**Aim of the task:** Copy the listing verbatim, excluding any images found in it.

**Data lines:**
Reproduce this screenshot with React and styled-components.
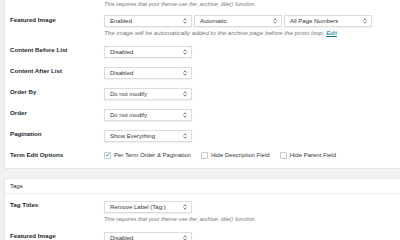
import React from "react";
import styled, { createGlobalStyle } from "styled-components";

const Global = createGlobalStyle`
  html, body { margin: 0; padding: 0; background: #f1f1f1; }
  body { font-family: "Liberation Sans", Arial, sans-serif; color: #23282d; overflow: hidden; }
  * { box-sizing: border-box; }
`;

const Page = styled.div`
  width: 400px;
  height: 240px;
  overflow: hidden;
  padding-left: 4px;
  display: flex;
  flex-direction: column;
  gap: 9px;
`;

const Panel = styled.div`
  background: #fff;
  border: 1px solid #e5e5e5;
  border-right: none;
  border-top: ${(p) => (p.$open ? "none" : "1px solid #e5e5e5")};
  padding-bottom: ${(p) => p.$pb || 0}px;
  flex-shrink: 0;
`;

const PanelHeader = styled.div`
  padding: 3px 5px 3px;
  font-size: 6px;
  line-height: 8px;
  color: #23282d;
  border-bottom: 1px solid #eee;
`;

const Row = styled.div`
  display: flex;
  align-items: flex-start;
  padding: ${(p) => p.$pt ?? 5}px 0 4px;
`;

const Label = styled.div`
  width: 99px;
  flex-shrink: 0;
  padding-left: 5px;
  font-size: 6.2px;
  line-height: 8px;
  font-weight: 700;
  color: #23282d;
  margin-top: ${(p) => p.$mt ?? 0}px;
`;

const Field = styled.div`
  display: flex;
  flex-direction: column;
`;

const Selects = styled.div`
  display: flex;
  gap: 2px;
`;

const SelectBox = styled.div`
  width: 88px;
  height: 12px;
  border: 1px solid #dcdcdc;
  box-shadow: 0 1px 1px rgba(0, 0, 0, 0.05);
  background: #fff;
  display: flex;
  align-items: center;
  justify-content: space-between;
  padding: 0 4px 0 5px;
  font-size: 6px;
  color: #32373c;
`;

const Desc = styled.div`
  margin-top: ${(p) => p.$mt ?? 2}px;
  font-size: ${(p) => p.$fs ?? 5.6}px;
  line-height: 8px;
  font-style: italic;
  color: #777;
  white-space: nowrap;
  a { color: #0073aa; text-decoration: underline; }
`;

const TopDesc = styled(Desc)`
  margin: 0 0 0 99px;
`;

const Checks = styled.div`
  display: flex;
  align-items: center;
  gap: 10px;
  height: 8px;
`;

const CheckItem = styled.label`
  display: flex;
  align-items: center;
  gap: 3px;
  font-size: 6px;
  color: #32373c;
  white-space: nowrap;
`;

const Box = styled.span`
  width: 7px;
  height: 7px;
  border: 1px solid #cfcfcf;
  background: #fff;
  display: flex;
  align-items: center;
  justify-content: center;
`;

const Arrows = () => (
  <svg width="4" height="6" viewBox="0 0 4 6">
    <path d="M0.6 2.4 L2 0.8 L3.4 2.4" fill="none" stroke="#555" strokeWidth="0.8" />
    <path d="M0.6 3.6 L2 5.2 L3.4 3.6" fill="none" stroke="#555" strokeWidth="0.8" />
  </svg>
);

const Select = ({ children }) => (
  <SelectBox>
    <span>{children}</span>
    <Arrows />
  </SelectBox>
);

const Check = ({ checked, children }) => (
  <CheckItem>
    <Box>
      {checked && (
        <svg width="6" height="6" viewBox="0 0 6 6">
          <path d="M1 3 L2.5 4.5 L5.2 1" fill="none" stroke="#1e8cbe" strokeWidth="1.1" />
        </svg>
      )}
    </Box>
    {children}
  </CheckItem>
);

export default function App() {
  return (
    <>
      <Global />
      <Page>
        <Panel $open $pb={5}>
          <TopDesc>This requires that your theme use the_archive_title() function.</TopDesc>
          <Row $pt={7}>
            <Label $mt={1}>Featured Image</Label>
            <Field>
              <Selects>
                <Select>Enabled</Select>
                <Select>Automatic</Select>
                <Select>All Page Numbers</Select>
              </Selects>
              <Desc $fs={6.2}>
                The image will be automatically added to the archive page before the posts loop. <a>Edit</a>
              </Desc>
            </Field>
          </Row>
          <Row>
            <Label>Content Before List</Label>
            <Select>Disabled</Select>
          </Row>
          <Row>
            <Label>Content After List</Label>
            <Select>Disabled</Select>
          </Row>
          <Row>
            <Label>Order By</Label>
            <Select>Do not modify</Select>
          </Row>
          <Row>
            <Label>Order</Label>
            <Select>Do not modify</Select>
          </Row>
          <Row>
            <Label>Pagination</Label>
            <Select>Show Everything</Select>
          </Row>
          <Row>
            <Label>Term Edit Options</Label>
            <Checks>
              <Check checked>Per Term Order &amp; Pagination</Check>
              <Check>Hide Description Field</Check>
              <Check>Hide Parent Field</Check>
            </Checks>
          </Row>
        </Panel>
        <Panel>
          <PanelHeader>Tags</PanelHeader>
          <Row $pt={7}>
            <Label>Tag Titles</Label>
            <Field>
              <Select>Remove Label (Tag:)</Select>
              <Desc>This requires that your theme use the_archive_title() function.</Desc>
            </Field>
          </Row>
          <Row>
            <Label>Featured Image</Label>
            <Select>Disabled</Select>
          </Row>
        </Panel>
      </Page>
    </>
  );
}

**Solved problem:**
Reproduce this screenshot with React and styled-components.
import React from "react";
import styled, { createGlobalStyle } from "styled-components";

const Global = createGlobalStyle`
  html, body { margin: 0; padding: 0; background: #f1f1f1; }
  body { font-family: "Liberation Sans", Arial, sans-serif; color: #23282d; overflow: hidden; }
  * { box-sizing: border-box; }
`;

const Page = styled.div`
  width: 400px;
  height: 240px;
  overflow: hidden;
  padding-left: 4px;
  display: flex;
  flex-direction: column;
  gap: 9px;
`;

const Panel = styled.div`
  background: #fff;
  border: 1px solid #e5e5e5;
  border-right: none;
  border-top: ${(p) => (p.$open ? "none" : "1px solid #e5e5e5")};
  padding-bottom: ${(p) => p.$pb || 0}px;
  flex-shrink: 0;
`;

const PanelHeader = styled.div`
  padding: 3px 5px 3px;
  font-size: 6px;
  line-height: 8px;
  color: #23282d;
  border-bottom: 1px solid #eee;
`;

const Row = styled.div`
  display: flex;
  align-items: flex-start;
  padding: ${(p) => p.$pt ?? 5}px 0 4px;
`;

const Label = styled.div`
  width: 99px;
  flex-shrink: 0;
  padding-left: 5px;
  font-size: 6.2px;
  line-height: 8px;
  font-weight: 700;
  color: #23282d;
  margin-top: ${(p) => p.$mt ?? 0}px;
`;

const Field = styled.div`
  display: flex;
  flex-direction: column;
`;

const Selects = styled.div`
  display: flex;
  gap: 2px;
`;

const SelectBox = styled.div`
  width: 88px;
  height: 12px;
  border: 1px solid #dcdcdc;
  box-shadow: 0 1px 1px rgba(0, 0, 0, 0.05);
  background: #fff;
  display: flex;
  align-items: center;
  justify-content: space-between;
  padding: 0 4px 0 5px;
  font-size: 6px;
  color: #32373c;
`;

const Desc = styled.div`
  margin-top: ${(p) => p.$mt ?? 2}px;
  font-size: ${(p) => p.$fs ?? 5.6}px;
  line-height: 8px;
  font-style: italic;
  color: #777;
  white-space: nowrap;
  a { color: #0073aa; text-decoration: underline; }
`;

const TopDesc = styled(Desc)`
  margin: 0 0 0 99px;
`;

const Checks = styled.div`
  display: flex;
  align-items: center;
  gap: 10px;
  height: 8px;
`;

const CheckItem = styled.label`
  display: flex;
  align-items: center;
  gap: 3px;
  font-size: 6px;
  color: #32373c;
  white-space: nowrap;
`;

const Box = styled.span`
  width: 7px;
  height: 7px;
  border: 1px solid #cfcfcf;
  background: #fff;
  display: flex;
  align-items: center;
  justify-content: center;
`;

const Arrows = () => (
  <svg width="4" height="6" viewBox="0 0 4 6">
    <path d="M0.6 2.4 L2 0.8 L3.4 2.4" fill="none" stroke="#555" strokeWidth="0.8" />
    <path d="M0.6 3.6 L2 5.2 L3.4 3.6" fill="none" stroke="#555" strokeWidth="0.8" />
  </svg>
);

const Select = ({ children }) => (
  <SelectBox>
    <span>{children}</span>
    <Arrows />
  </SelectBox>
);

const Check = ({ checked, children }) => (
  <CheckItem>
    <Box>
      {checked && (
        <svg width="6" height="6" viewBox="0 0 6 6">
          <path d="M1 3 L2.5 4.5 L5.2 1" fill="none" stroke="#1e8cbe" strokeWidth="1.1" />
        </svg>
      )}
    </Box>
    {children}
  </CheckItem>
);

export default function App() {
  return (
    <>
      <Global />
      <Page>
        <Panel $open $pb={5}>
          <TopDesc>This requires that your theme use the_archive_title() function.</TopDesc>
          <Row $pt={7}>
            <Label $mt={1}>Featured Image</Label>
            <Field>
              <Selects>
                <Select>Enabled</Select>
                <Select>Automatic</Select>
                <Select>All Page Numbers</Select>
              </Selects>
              <Desc $fs={6.2}>
                The image will be automatically added to the archive page before the posts loop. <a>Edit</a>
              </Desc>
            </Field>
          </Row>
          <Row>
            <Label>Content Before List</Label>
            <Select>Disabled</Select>
          </Row>
          <Row>
            <Label>Content After List</Label>
            <Select>Disabled</Select>
          </Row>
          <Row>
            <Label>Order By</Label>
            <Select>Do not modify</Select>
          </Row>
          <Row>
            <Label>Order</Label>
            <Select>Do not modify</Select>
          </Row>
          <Row>
            <Label>Pagination</Label>
            <Select>Show Everything</Select>
          </Row>
          <Row>
            <Label>Term Edit Options</Label>
            <Checks>
              <Check checked>Per Term Order &amp; Pagination</Check>
              <Check>Hide Description Field</Check>
              <Check>Hide Parent Field</Check>
            </Checks>
          </Row>
        </Panel>
        <Panel>
          <PanelHeader>Tags</PanelHeader>
          <Row $pt={7}>
            <Label>Tag Titles</Label>
            <Field>
              <Select>Remove Label (Tag:)</Select>
              <Desc>This requires that your theme use the_archive_title() function.</Desc>
            </Field>
          </Row>
          <Row>
            <Label>Featured Image</Label>
            <Select>Disabled</Select>
          </Row>
        </Panel>
      </Page>
    </>
  );
}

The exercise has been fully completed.